# AIM OF THE EXERCISE
In the material below, identify each line bearing the word "styles". Reproduce those lines.

* * * * * * * * *

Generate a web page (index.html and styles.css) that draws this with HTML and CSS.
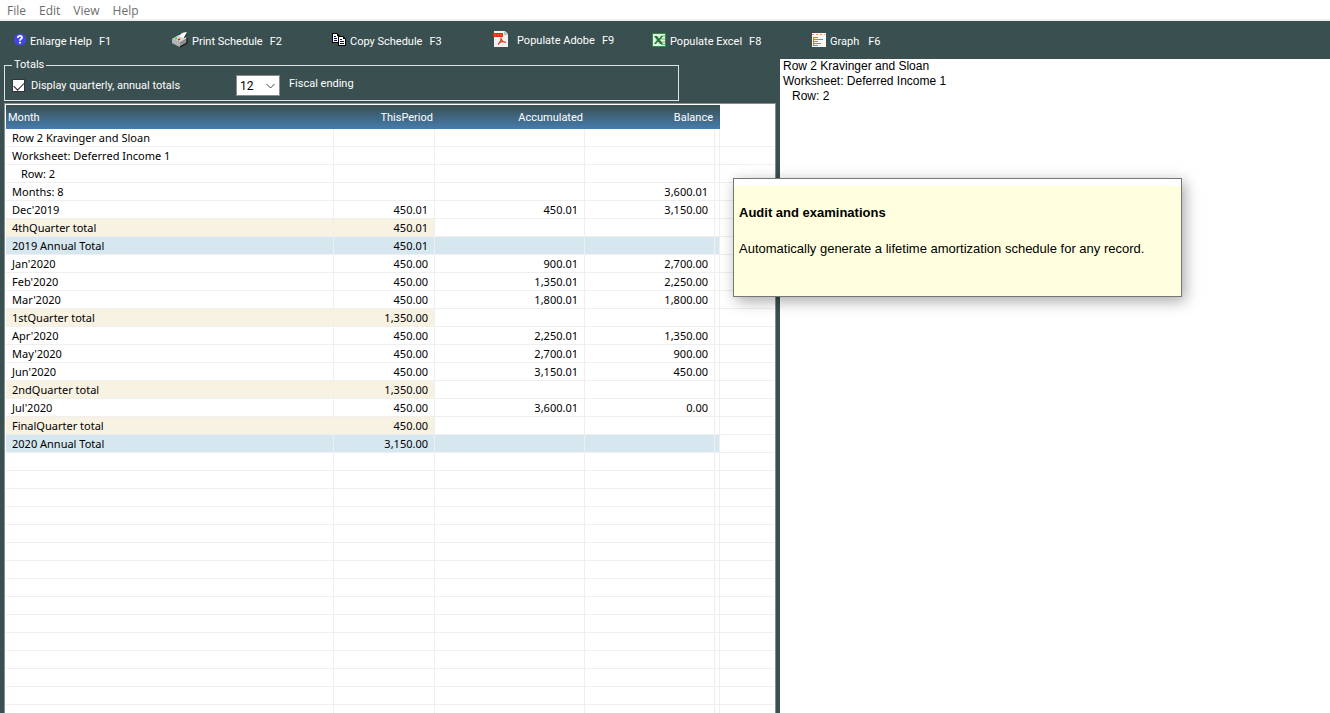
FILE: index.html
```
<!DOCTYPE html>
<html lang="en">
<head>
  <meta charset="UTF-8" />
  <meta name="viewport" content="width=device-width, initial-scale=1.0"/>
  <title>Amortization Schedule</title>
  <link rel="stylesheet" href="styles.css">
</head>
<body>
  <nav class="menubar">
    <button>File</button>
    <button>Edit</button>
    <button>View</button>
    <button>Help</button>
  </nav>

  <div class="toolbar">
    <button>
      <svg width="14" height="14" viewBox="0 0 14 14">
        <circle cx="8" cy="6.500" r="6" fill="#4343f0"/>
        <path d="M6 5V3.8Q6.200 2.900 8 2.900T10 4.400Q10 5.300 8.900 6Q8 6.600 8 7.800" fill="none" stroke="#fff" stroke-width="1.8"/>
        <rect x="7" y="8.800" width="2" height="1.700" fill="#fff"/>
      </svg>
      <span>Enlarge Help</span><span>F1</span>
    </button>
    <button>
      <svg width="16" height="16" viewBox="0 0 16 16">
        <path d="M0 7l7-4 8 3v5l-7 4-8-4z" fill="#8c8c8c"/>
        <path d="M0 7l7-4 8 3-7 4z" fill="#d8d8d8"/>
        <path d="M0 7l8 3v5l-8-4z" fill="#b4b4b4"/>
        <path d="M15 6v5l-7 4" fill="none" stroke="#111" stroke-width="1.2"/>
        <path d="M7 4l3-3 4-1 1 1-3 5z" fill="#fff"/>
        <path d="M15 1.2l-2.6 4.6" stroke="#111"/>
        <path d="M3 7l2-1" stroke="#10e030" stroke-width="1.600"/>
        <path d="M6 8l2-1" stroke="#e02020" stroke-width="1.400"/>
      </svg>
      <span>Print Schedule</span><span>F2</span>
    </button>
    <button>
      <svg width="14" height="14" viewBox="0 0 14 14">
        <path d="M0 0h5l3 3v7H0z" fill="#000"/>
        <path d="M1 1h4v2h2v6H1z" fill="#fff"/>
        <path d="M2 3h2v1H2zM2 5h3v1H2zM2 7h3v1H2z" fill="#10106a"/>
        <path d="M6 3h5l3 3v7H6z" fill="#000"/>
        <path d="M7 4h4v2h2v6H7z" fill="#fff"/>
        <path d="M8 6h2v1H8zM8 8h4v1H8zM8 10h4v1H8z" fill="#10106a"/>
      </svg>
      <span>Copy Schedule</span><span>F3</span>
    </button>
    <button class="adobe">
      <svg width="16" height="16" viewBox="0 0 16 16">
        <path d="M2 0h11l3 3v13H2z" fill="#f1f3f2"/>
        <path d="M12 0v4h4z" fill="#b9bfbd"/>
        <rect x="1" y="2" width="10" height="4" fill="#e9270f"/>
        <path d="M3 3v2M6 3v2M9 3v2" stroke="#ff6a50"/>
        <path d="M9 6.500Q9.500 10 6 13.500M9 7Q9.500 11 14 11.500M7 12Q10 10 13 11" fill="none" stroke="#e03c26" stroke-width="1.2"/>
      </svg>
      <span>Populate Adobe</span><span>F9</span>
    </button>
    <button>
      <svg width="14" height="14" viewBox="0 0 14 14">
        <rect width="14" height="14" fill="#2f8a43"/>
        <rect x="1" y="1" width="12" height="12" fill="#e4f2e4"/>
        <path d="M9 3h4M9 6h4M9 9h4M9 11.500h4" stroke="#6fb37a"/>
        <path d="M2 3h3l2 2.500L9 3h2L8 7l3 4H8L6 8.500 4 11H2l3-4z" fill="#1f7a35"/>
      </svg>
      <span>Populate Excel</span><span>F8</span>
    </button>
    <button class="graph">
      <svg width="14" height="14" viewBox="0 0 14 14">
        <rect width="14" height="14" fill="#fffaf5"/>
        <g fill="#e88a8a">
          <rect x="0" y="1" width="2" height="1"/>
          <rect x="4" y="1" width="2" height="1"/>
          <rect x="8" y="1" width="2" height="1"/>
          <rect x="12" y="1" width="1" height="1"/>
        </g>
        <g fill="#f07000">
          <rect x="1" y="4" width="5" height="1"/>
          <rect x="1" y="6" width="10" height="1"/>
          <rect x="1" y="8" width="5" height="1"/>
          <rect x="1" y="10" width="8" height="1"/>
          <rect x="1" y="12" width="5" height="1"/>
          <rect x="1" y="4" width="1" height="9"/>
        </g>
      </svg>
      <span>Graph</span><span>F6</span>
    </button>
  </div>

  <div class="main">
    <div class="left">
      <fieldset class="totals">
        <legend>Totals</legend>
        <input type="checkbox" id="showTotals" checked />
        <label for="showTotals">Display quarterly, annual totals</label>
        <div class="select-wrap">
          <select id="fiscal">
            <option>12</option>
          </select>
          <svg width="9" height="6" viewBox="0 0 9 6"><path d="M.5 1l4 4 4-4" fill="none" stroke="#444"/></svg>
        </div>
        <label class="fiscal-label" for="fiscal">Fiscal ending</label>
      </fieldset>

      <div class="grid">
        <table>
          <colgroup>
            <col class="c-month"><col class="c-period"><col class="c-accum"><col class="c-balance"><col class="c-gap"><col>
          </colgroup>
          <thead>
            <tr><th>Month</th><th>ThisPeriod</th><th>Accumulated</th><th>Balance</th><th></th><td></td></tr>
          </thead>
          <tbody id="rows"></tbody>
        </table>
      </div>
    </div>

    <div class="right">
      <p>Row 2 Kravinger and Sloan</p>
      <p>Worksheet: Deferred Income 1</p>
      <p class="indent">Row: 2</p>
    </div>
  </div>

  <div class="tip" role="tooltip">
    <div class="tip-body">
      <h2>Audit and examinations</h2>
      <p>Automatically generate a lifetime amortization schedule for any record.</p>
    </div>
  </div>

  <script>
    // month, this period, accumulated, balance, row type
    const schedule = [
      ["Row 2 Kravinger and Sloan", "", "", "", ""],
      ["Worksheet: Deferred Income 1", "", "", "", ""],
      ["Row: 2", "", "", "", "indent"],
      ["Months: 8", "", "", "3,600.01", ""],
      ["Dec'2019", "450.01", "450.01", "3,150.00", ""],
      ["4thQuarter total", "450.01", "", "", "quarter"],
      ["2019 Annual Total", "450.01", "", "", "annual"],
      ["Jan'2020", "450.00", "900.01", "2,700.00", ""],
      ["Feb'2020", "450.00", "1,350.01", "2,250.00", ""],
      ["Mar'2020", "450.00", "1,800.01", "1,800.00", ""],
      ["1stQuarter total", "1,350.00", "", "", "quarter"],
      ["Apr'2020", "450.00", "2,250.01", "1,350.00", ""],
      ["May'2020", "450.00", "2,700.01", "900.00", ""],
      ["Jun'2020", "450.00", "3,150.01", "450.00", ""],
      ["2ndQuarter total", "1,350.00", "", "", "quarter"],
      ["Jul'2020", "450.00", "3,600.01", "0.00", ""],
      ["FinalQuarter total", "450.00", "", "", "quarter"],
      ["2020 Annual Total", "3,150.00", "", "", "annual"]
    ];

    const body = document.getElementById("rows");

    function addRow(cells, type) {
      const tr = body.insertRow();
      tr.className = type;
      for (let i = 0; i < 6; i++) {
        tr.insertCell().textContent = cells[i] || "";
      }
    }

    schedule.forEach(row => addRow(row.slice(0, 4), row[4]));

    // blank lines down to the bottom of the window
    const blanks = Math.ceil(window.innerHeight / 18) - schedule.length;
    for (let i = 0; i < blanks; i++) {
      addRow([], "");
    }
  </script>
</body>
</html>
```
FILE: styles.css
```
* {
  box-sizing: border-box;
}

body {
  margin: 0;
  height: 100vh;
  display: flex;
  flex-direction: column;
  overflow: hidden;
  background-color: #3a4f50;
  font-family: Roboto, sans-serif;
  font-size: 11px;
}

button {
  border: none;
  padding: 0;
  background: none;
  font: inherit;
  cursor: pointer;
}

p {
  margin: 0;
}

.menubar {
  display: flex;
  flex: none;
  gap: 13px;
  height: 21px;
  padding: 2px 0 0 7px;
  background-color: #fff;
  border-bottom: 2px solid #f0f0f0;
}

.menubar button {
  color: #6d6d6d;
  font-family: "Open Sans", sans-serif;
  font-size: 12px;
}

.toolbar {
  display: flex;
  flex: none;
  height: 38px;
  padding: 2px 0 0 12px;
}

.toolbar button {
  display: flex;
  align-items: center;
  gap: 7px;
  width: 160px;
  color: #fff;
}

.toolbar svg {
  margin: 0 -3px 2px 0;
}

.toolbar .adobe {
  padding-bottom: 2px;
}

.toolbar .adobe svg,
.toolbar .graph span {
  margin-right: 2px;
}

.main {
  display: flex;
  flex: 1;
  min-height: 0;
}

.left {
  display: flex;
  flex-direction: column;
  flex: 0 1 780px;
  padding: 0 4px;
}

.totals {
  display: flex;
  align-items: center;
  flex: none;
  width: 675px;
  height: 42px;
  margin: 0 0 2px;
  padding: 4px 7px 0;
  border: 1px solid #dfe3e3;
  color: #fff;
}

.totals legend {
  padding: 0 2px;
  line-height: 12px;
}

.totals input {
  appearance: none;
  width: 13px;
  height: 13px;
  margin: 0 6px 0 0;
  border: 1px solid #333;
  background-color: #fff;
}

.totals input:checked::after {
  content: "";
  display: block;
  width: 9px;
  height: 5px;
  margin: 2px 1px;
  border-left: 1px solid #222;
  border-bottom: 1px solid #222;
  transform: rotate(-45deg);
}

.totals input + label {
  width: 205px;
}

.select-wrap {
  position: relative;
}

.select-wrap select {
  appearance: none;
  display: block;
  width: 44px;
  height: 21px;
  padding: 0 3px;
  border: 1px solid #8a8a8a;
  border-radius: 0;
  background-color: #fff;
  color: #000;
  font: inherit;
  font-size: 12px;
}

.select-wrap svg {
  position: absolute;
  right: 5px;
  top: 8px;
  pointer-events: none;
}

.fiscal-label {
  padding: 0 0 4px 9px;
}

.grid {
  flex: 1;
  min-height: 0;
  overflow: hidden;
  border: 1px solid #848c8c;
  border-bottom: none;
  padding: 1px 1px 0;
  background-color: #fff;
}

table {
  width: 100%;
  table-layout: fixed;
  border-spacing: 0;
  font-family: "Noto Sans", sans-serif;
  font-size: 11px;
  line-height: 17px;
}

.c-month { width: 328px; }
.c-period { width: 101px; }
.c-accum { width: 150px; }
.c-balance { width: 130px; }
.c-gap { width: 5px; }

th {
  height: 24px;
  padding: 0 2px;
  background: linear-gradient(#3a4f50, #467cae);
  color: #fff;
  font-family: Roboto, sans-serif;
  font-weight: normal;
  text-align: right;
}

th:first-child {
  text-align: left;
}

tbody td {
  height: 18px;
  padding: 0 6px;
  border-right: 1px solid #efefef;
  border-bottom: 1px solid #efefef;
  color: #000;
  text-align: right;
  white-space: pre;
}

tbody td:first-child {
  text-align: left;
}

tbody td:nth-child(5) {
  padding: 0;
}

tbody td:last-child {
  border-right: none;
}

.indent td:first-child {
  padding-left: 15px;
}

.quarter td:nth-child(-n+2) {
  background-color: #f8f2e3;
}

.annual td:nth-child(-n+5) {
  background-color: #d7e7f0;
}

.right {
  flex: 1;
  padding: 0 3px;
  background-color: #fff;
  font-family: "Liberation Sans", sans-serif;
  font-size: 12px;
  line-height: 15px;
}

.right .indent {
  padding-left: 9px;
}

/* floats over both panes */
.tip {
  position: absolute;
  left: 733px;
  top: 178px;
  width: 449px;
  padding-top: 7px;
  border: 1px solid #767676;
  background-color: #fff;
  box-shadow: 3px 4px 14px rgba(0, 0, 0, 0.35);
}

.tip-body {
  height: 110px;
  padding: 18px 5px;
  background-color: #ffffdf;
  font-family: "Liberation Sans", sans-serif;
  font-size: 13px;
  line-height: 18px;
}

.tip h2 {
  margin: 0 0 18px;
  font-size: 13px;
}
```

* * * * * * * * *

# FINISHED TASK
Generate a web page (index.html and styles.css) that draws this with HTML and CSS.
  <link rel="stylesheet" href="styles.css">
FILE: styles.css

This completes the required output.